I think I'm getting it now, the reason I think I got mixed up was because I had been taking all their individual % but you are just rounding up. So would it be correct if

The 18 flips and crushes are taken as 60% of the range of hands ( 13crushes+9flips+8unmatched combos) which would be .6x 28%(our avg equity with flips +crushes) = 16.8

Then we take the 4 combos . which is 13% of the total range and multiply that times our equity which would be about 20% , .13x20= 2.4%

Now we have 8 unmatched combos left, we take the JTs vs our hand, this sum done the same as the previous examples, end up as .1x66% = 6.6%
Then we take 98s- sum ends up being- .15x33=4.95%
Last we take the 67s hands , this sum ends up as .1x60%=6%

Lastly I added all these together, making up 16.8+2.4+4.95+6 = 36.75

Apologies for writing so much, I hope it makes some sense, I just want to know is that the correct way to do it outright?
That was the reason I got mixed up with the JTs and 89s cancelling out, I know you are getting a rough estimate by counting the crushed and flipped hands as 27% but how come those others just cancel out, any help at all would be great. Thanks for your previous reply sorry if this is a stupid question.

So the terms "cancel out" might be a bit confusing. It isn't canceling out to zero but to 50%. So think of a simple example where there are 2 combos.
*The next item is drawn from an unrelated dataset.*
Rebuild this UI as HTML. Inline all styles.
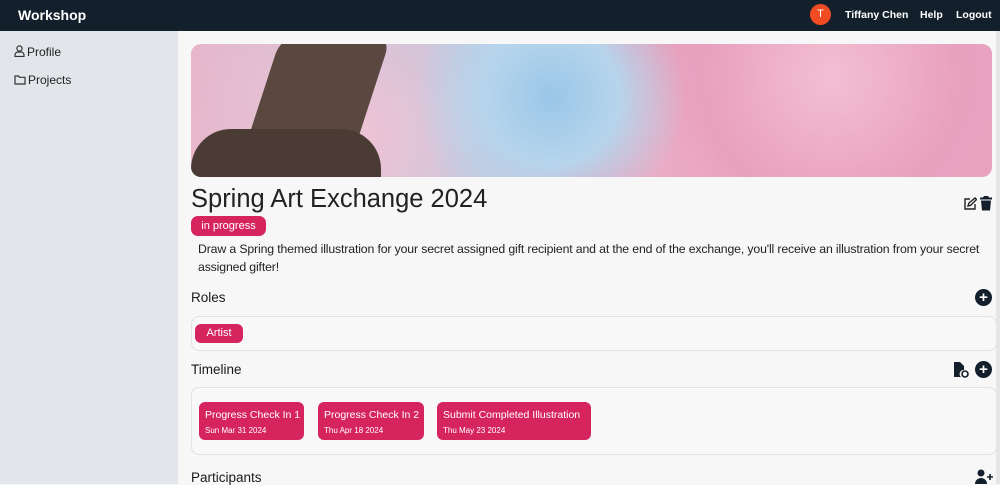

We are either 80/20 favorite or 80/20 dog. If you average those, we are 50%. So it's possible a lot of those "canceling out" combos could actually raise your overall equity if you have tons and tons of them and a few combos that crush you where you are a big dog. Make sense?

But yea to answer your question it looks like you are correctly weighting these equities by their share of the range, which is definitely one of the goals of the exercise. You're taking the hand equity times the share of the range they make up and then putting it all together at the end, which is a good way to think about what we are doing in steps 3 and 4.